È penoso, o semplicemente specchio di malafede, vedere come la risposta che ad essi viene data parla dell’efficacia o non efficacia dei vaccini, della virulenza o non virulenza del virus. Tutte questioni, per carità, importanti e più o meno controverse, a cui bisogna dare risposte di buon senso. Ma non è questo il discorso di Cacciari ed Agamben, che non possono essere ridotti nelle categorie infamanti e ormai passe-partout dei no vax e dei “negazionisti”, dei cinici giustificatori di vaganti esseri infettanti. È un discorso, il loro, concernente la libertà, il bene più caro, forse più della vita stessa con cui per molti aspetti coincide (che valore ha una vita coatta? Può definirsi ancora tale?).
L’altro giorno Le Figaro si chiedeva: “Passe sanitaire: la situation justifiie-t-elle vraiment une suspension des libertés?”. In Italia non solo una questione del genere non viene esplicitamente discussa, ma si arriva a negare che ci sia una sospensione delle libertà o persino a chiamare libertà proprio questa sospensione e non il suo contrario. Un discorso che va posto e risolto iuxta propria principia, non liquidandolo, rimuovendolo o ridicolizzandolo. Una reductio ad rediculum che Cacciari e Agamben non meritano, ma non meritiamo tutti noi esseri pensanti, e che non fa onore a chi se ne fa responsabile. Nello scriptum c’è un punto, apparentemente secondario, anzi una parola, su cui secondo me bisogna soffermarsi un attimo: “leggerezza”. È il vero centro del discorso, a mio modesto avviso.
Sul green pass non ho maturato ancora una mia tesi netta ma condivido la critica alla “leggerezza” con cui il governo, ma direi tutti noi, stiamo liquidando la questione della libertà, o rimuovendola o facendo improponibili paragoni con il semaforo rosso o il casco automobilistico. Cioè di nuovo confondendo l’empirico con il trascendentale, il concreto con il cosiddetto “astratto” che è in verità il più concreto ancora. Non vorrei che con questa stessa “leggerezza” potessimo accettare un giorno le più crudeli costrizioni, anche quelle assolutamente ingiustificabili. Nella perdita della libertà non solo si può cascare senza volerlo, o senza accorgersene, ma si può addirittura arrivarci credendo che sia quella la vera libertà. La verità in democrazia viene fuori, almeno tendenzialmente, dalla discussione e dal ragionamento, dalla contrapposizione delle idee e non dalla demonizzazione dei diversamente pensanti. Men che mai Cacciari e Agamben, che di tutto possono essere accusati (per me sono troppo di sinistra), possono esser fatti passare per incompetenti e messi a paragone con le insindacabili sentenze degli “esperti”. Certo, caro Gramellini, un filosofo non deve fare il virologo, ma non vale nemmeno l’inverso. Qui ci sono questioni filosofiche, di principio, che rivendicano il loro peso, esigono attenzione. Solo dalla sintesi fra competenze diverse, e tutte fallibili, nasce la verità. Almeno in democrazia.

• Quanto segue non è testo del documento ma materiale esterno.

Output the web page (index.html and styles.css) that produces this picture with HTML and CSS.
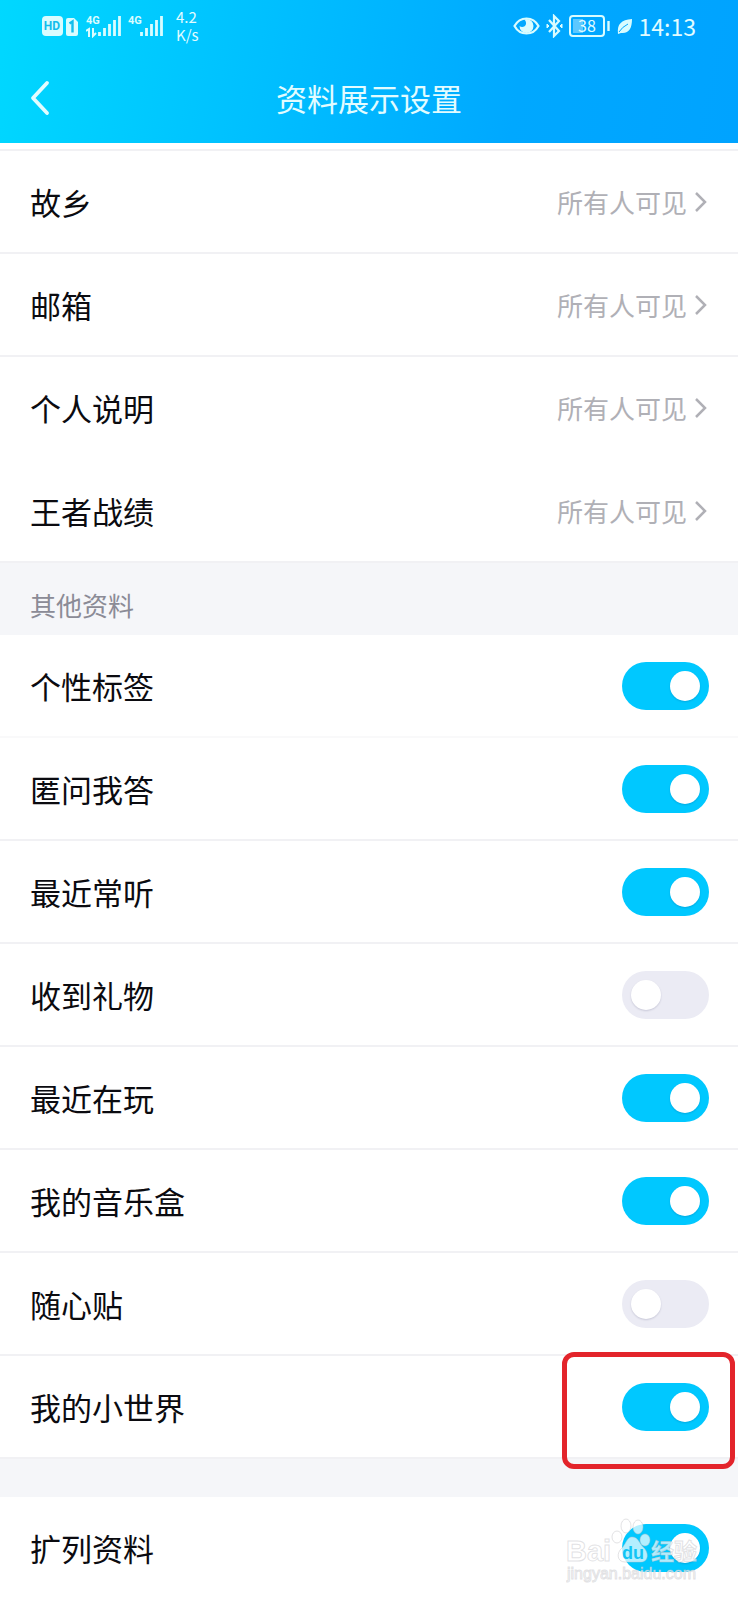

PS L’articolo più divertente che ho letto sul caso è di una persona che stimo tantissimo e che come me scrive sul quotidiano diretto da uno dei più “liberali” giornalisti che abbia mai conosciuto: Piero Sansonetti. Ed è proprio sul Riformista, che Paolo Guzzanti, è di lui che parlo, sempre lucido e quasi sempre condivisibile, questa è arrivato a scrivere che la colpa delle “sciocchezze” dette da Cacciari e Agamben in fondo in fondo non è loro ma…di Benedetto Croce. Fu il filosofo italiano, vero e non conosciuto capro espiatorio per molti della generazione di Guzzanti, che trasmise ai nostri filosofi un “istintivo disprezzo verso la scienza empirica, di cui tutta la Medicina è parte”. Beh, ho detto divertente perché questa volta, mi permetta Guzzanti la battuta, i ruoli fra lui e la figlia Caterina (che pure cita nel pezzo) sembrano essersi invertiti!